» Set exercise: Find the lines below that contain the string "html". Copy each one.

» Provided data:
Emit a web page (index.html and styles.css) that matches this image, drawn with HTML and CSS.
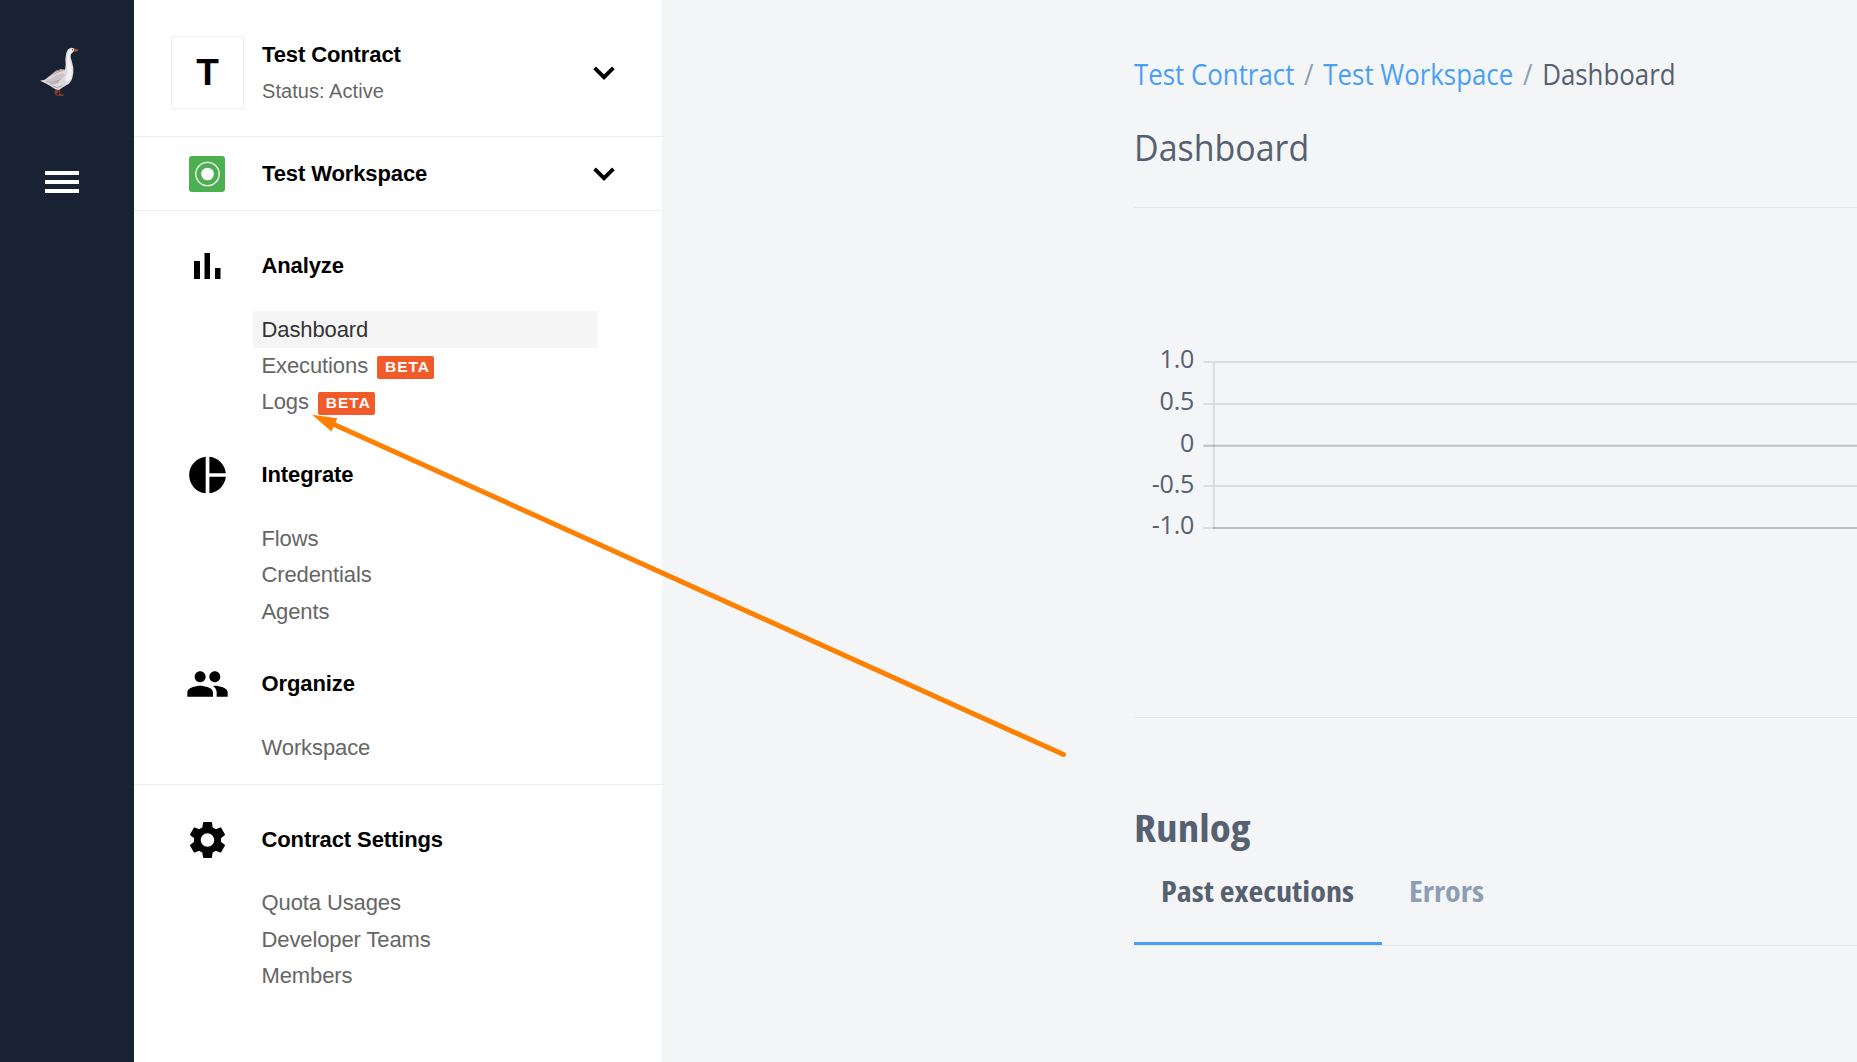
FILE: index.html
```
<!DOCTYPE html>
<html lang="en">
<head>
<meta charset="utf-8">
<title>Dashboard</title>
<link rel="stylesheet" href="styles.css">
</head>
<body>
<div class="app">
  <aside class="rail">
    <svg class="goose" viewBox="60 50 120 150" aria-label="Goose">
      <path d="M108 176l-5 9 3 9 8 3-3-7 7-11zM116 177l2 13-5 7h18l-1-5-9-2-1-12z" fill="#7d3b27"/>
      <path d="M60 151l14-3 12-9 12-9 10-9 14-4 13 1 2-14-1-18 3-19 5-10 9-5 9 2 2 5-5 7-6 5-1 10 4 14 4 17v16l-4 19-9 13-17 10-13 9-11-2-14-9-13-8-9-4z" fill="#dddadb"/>
      <path d="M142 72l4-10 8-5 6 3-6 8-5 6 0 14 4 16 4 20-4 20-12 12-5-10 6-22-2-26z" fill="#f1f0f3"/>
      <path d="M75 150l19-6 18-11 16-4 7 6-11 12-13 9-17-2z" fill="#c9c3c4"/>
      <path d="M78 154l17 2 14-2 13-7M89 161l15-1 12-5M101 133l13-8 16-5M98 167l13 5 16-6" fill="none" stroke="#a0928f" stroke-width="2.4"/>
      <path d="M82 142l24-19 15-4" fill="none" stroke="#8b6b60" stroke-width="2.4"/>
      <path d="M161 54l8 3 8 1-4 4-9 3z" fill="#b1512e"/>
      <rect x="156" y="57" width="3" height="3" fill="#29272c"/>
    </svg>
    <div class="burger"><i></i><i></i><i></i></div>
  </aside>

  <nav class="side">
    <div class="contract">
      <div class="avatar">T</div>
      <div class="who"><b>Test Contract</b><span>Status: Active</span></div>
      <svg class="chev" viewBox="0 0 22 14"><path d="M1.6 1.8L11 11.2l9.400-9.400" /></svg>
    </div>
    <div class="workspace">
      <svg class="ws" viewBox="0 0 36 36"><rect width="36" height="36" rx="3" fill="#4caf50"/><circle cx="18.500" cy="18" r="11.700" fill="none" stroke="#fff" stroke-width="1.300"/><circle cx="18.500" cy="18" r="6.300" fill="#fff"/></svg>
      <b>Test Workspace</b>
      <svg class="chev" viewBox="0 0 22 14"><path d="M1.6 1.8L11 11.2l9.400-9.400" /></svg>
    </div>
    <div class="groups">
      <section>
        <h3><svg viewBox="0 0 44 44"><path d="M8.500 17h6v18h-6zM19 9h5.500v26H19zM29.500 24H35v11h-5.500z"/></svg>Analyze</h3>
        <ul><li class="on">Dashboard</li><li>Executions<em>BETA</em></li><li>Logs<em>BETA</em></li></ul>
      </section>
      <section>
        <h3><svg viewBox="0 0 24 24"><path d="M11 2v20c-5.070-.5-9-4.790-9-10s3.930-9.500 9-10zm2.030 0v8.990H22c-.47-4.740-4.240-8.520-8.970-8.990zm0 11.010V22c4.740-.47 8.500-4.250 8.970-8.990h-8.970z"/></svg>Integrate</h3>
        <ul><li>Flows</li><li>Credentials</li><li>Agents</li></ul>
      </section>
      <section>
        <h3><svg viewBox="0 0 24 24"><path d="M16 11c1.660 0 2.990-1.340 2.990-3S17.660 5 16 5c-1.660 0-3 1.340-3 3s1.340 3 3 3zm-8 0c1.660 0 2.990-1.340 2.990-3S9.660 5 8 5C6.340 5 5 6.340 5 8s1.340 3 3 3zm0 2c-2.330 0-7 1.170-7 3.500V19h14v-2.500c0-2.330-4.670-3.500-7-3.500zm8 0c-.29 0-.62.02-.97.05 1.160.84 1.970 1.970 1.970 3.450V19h6v-2.500c0-2.330-4.670-3.500-7-3.500z"/></svg>Organize</h3>
        <ul><li>Workspace</li></ul>
      </section>
    </div>
    <div class="groups settings">
      <section>
        <h3><svg class="gear" viewBox="0 0 24 24"><path d="M19.14,12.94c0.04-0.3,0.06-0.61,0.06-0.94c0-0.32-0.02-0.64-0.07-0.94l2.03-1.58c0.18-0.14,0.23-0.41,0.12-0.61 l-1.92-3.32c-0.12-0.22-0.37-0.29-0.59-0.22l-2.39,0.96c-0.5-0.38-1.03-0.7-1.62-0.94L14.4,2.81c-0.04-0.24-0.24-0.41-0.48-0.41 h-3.84c-0.24,0-0.43,0.17-0.47,0.41L9.25,5.35C8.66,5.59,8.12,5.92,7.63,6.29L5.24,5.33c-0.22-0.08-0.47,0-0.59,0.22L2.74,8.87 C2.62,9.08,2.66,9.34,2.86,9.48l2.03,1.58C4.84,11.36,4.8,11.69,4.8,12s0.02,0.64,0.07,0.94l-2.03,1.58 c-0.18,0.14-0.23,0.41-0.12,0.61l1.92,3.32c0.12,0.22,0.37,0.29,0.59,0.22l2.39-0.96c0.5,0.38,1.03,0.7,1.62,0.94l0.36,2.54 c0.05,0.24,0.24,0.41,0.48,0.41h3.84c0.24,0,0.44-0.17,0.47-0.41l0.36-2.54c0.59-0.24,1.13-0.56,1.62-0.94l2.39,0.96 c0.22,0.08,0.47,0,0.59-0.22l1.92-3.32c0.12-0.22,0.07-0.47-0.12-0.61L19.14,12.94z M12,15.6c-1.98,0-3.6-1.62-3.6-3.6 s1.62-3.6,3.6-3.6s3.6,1.62,3.6,3.6S13.98,15.6,12,15.6z"/></svg>Contract Settings</h3>
        <ul><li>Quota Usages</li><li>Developer Teams</li><li>Members</li></ul>
      </section>
    </div>
  </nav>

  <main>
    <div class="crumbs"><a>Test Contract</a><i>/</i><a>Test Workspace</a><i>/</i><span>Dashboard</span></div>
    <h1>Dashboard</h1>
    <div class="panel">
      <svg class="chart" width="723" height="220" viewBox="1134 325 723 220">
        <g fill="none" stroke="#000" stroke-width="2">
          <path stroke-opacity=".1" d="M1203.500 362H1857M1203.500 404H1857M1203.500 486H1857M1203.500 528H1214M1213.800 361V528"/>
          <path stroke-opacity=".22" d="M1203.500 445.700H1857M1213 528H1857"/>
        </g>
        <g class="ticks" text-anchor="end">
          <text x="1194" y="368">1.0</text><text x="1194" y="410">0.5</text><text x="1194" y="452">0</text><text x="1194" y="492.500">-0.5</text><text x="1194" y="534">-1.0</text>
        </g>
      </svg>
    </div>
    <h2>Runlog</h2>
    <div class="tabs"><div class="tab active"><span>Past executions</span></div><div class="tab"><span>Errors</span></div></div>
  </main>
</div>
<svg class="arrow" width="1857" height="1062" viewBox="0 0 1857 1062">
  <path d="M333 424L1063.500 754.500" stroke="#ff8000" stroke-width="5" stroke-linecap="round"/>
  <path d="M312 414.800L337.300 418.300L331.500 431.500z" fill="#ff8000"/>
</svg>
</body>
</html>
```
FILE: styles.css
```
* { box-sizing: border-box; }
body { margin: 0; font-family: "Liberation Sans", Arial, sans-serif; font-size: 22px; background: #f3f5f7; overflow: hidden; }
.app { display: flex; width: 1857px; height: 1062px; }
i, em { font-style: normal; }

.rail { width: 134px; background: #192232; padding: 47px 0 0 40px; }
.goose { display: block; width: 40px; height: 50px; }
.burger { display: flex; flex-direction: column; gap: 5px; margin: 74px 0 0 5px; }
.burger i { width: 34px; height: 4px; background: #fff; }

.side { width: 528px; background: #fff; color: #000; letter-spacing: -.11px; }
.contract { height: 137px; border-bottom: 1px solid #eee; display: flex; align-items: flex-start; padding: 36px 47px 0 37px; }
.avatar { width: 73px; height: 73px; border: 1px solid #eee; font-size: 37px; font-weight: bold; display: flex; align-items: center; justify-content: center; }
.who { flex: 1; padding: 1px 0 0 18px; display: flex; flex-direction: column; }
.who b { line-height: 36px; }
.who span { font-size: 20px; line-height: 37px; color: #666; letter-spacing: .05px; }
.chev { width: 22px; height: 14px; fill: none; stroke: #000; stroke-width: 3.8; }
.contract .chev { margin-top: 30px; }
.workspace { height: 74px; border-bottom: 1px solid #eee; display: flex; align-items: center; padding: 0 47px 0 55px; }
.ws { width: 36px; height: 36px; }
.workspace b { flex: 1; padding-left: 37px; }

.groups { padding-top: 33px; }
.groups section { margin-bottom: 32.5px; }
.groups section:last-child { margin-bottom: 18.5px; }
.settings { border-top: 1px solid #eee; padding-top: 32px; }
h3 { margin: 0 0 23px; height: 44px; display: flex; align-items: center; gap: 31.5px; padding-left: 51px; font-size: 22px; }
h3 svg { width: 45px; height: 44px; }
.settings h3 { padding-top: 1px; }
h3 .gear { height: 46px; }
ul { list-style: none; margin: 0 64px 0 119px; padding: 0; }
li { height: 36.5px; line-height: 36.5px; padding-left: 8.5px; color: #666; display: flex; }
li:nth-child(odd), .settings li { line-height: 37.5px; }
section:first-child li:last-child { line-height: 36.5px; }
.settings section:first-child li { line-height: 37.5px; }
li.on { background: #f5f5f5; color: #333; }
em { margin: 8px 0 0 9px; width: 57px; height: 23px; border-radius: 2px; background: #f15a29; color: #fff; font-size: 15.500px; font-weight: bold; letter-spacing: 1px; line-height: 22px; padding-left: 8px; }

main { flex: 1; min-width: 0; padding: 50px 0 0 472px; font-family: "Open Sans", "Noto Sans", sans-serif; color: #556070; }
.crumbs { width: max-content; height: 48px; line-height: 48px; font-size: 29px; display: flex; white-space: nowrap; transform: scaleX(.891); transform-origin: left; }
.crumbs a { color: #4a9ff5; }
.crumbs i { width: 32.5px; text-align: center; color: #8c9db5; }
h1 { margin: 19px 0 0; height: 60px; line-height: 60px; font-size: 36.500px; font-weight: normal; transform: scaleX(.93); transform-origin: left; }
.panel { margin-top: 30px; height: 511px; border: 1px solid #e5e7ea; border-width: 1px 0; padding-top: 117px; }
.chart { display: block; }
.ticks text { font-size: 25px; letter-spacing: -.25px; fill: #556070; }
h2 { width: max-content; margin: 79.5px 0 0; height: 60px; line-height: 60px; font-size: 37px; font-stretch: 75%; transform: scaleX(1.165); transform-origin: left; }
.tabs { display: flex; height: 88px; border-bottom: 1px solid #e2e4e8; font-size: 29px; font-weight: bold; font-stretch: 75%; }
.tab { padding: 0 27px; line-height: 66px; height: 87px; color: #8c9db5; }
.tab span { display: inline-block; white-space: nowrap; transform: scaleX(1.11); transform-origin: left; }
.tab.active { width: 248px; border-bottom: 3px solid #4a9ff5; color: #556070; }

.arrow { position: absolute; left: 0; top: 0; fill: none; pointer-events: none; }
```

» Output for this exercise:
Emit a web page (index.html and styles.css) that matches this image, drawn with HTML and CSS.
FILE: index.html
<!DOCTYPE html>
<html lang="en">
</html>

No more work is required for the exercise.